TASK INSTRUCTIONS: Pull out every line below holding the word "this".
━━ DATA LINES
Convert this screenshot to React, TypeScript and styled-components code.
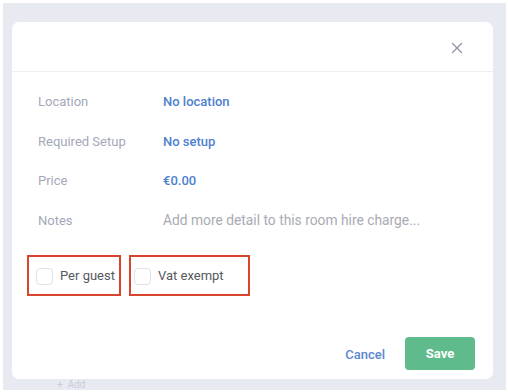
import styled, { createGlobalStyle } from "styled-components"

const GlobalStyle = createGlobalStyle`
  html, body {
    margin: 0;
    padding: 0;
    background: #ffffff;
    font-family: Roboto, "Liberation Sans", Arial, sans-serif;
  }
`

const Backdrop = styled.div`
  margin: 3px 2px 0 3px;
  height: 387px;
  background-color: #e8eaf2;
  padding: 19px 13px 0 9px;
  box-sizing: border-box;
`

const Modal = styled.div`
  width: 481px;
  height: 357px;
  background-color: #ffffff;
  border-radius: 7px;
  display: flex;
  flex-direction: column;
  box-sizing: border-box;
`

const Header = styled.div`
  height: 50px;
  border-bottom: 1px solid #eceef3;
  display: flex;
  align-items: center;
  justify-content: flex-end;
  padding-right: 30px;
  box-sizing: border-box;
`

const CloseButton = styled.button`
  border: 0;
  background: none;
  padding: 0;
  width: 12px;
  height: 12px;
  display: flex;
  cursor: pointer;
  margin-top: 2px;
`

const Body = styled.div`
  padding: 10px 0 0 26px;
`

const FieldRow = styled.div`
  height: 39.5px;
  display: flex;
  align-items: center;
  font-size: 13px;
`

const Label = styled.div`
  width: 125px;
  color: #a3a8ba;
`

const Value = styled.div<{ $muted?: boolean }>`
  color: ${(p) => (p.$muted ? "#a9abb3" : "#4d80cf")};
  font-weight: ${(p) => (p.$muted ? 400 : 500)};
  font-size: ${(p) => (p.$muted ? "13.8px" : "13px")};
`

const Options = styled.div`
  display: flex;
  gap: 8px;
  margin: 15px 0 0 15px;
`

const Highlight = styled.label<{ $width: number; $inset: number }>`
  width: ${(p) => p.$width}px;
  height: 41px;
  border: 2px solid #d8452f;
  box-sizing: border-box;
  display: flex;
  align-items: center;
  gap: 7px;
  padding-left: ${(p) => p.$inset}px;
  font-size: 13px;
  color: #565860;
  cursor: pointer;
`

const Box = styled.span`
  width: 17px;
  height: 17px;
  border: 1px solid #dfe1e7;
  border-radius: 4px;
  box-sizing: border-box;
  background: #fff;
  margin-top: 2px;
`

const Footer = styled.div`
  margin-top: auto;
  display: flex;
  align-items: center;
  justify-content: flex-end;
  gap: 20px;
  padding: 0 18px 9px 0;
`

const CancelButton = styled.button`
  border: 0;
  background: none;
  padding: 0;
  color: #5a86d2;
  font-family: inherit;
  font-size: 13px;
  font-weight: 500;
  margin-top: 1px;
`

const SaveButton = styled.button`
  width: 70px;
  height: 33px;
  border: 0;
  border-radius: 4px;
  background-color: #5fbb8b;
  color: #ffffff;
  font-family: inherit;
  font-size: 13px;
  font-weight: 700;
`

const Behind = styled.div`
  margin: 1px 0 0 45px;
  font-size: 10px;
  line-height: 10px;
  color: #c9ccd8;
`

const fields = [
  { label: "Location", value: "No location" },
  { label: "Required Setup", value: "No setup" },
  { label: "Price", value: "€0.00" },
  { label: "Notes", value: "Add more detail to this room hire charge...", muted: true },
]

export default function App() {
  return (
    <>
      <GlobalStyle />
      <Backdrop>
        <Modal>
          <Header>
            <CloseButton aria-label="Close">
              <svg width="12" height="12" viewBox="0 0 12 12">
                <path d="M1.5 1.5l9 9M10.5 1.5l-9 9" stroke="#8e93a6" strokeWidth="1.3" strokeLinecap="round" />
              </svg>
            </CloseButton>
          </Header>
          <Body>
            {fields.map((f) => (
              <FieldRow key={f.label}>
                <Label>{f.label}</Label>
                <Value $muted={f.muted}>{f.value}</Value>
              </FieldRow>
            ))}
          </Body>
          <Options>
            <Highlight $width={94} $inset={7}>
              <Box />
              Per guest
            </Highlight>
            <Highlight $width={121} $inset={3}>
              <Box />
              Vat exempt
            </Highlight>
          </Options>
          <Footer>
            <CancelButton>Cancel</CancelButton>
            <SaveButton>Save</SaveButton>
          </Footer>
        </Modal>
        <Behind>+&nbsp;&nbsp;Add</Behind>
      </Backdrop>
    </>
  )
}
━━━━
RESPONSE TO THE TASK:
Convert this screenshot to React, TypeScript and styled-components code.
  { label: "Notes", value: "Add more detail to this room hire charge...", muted: true },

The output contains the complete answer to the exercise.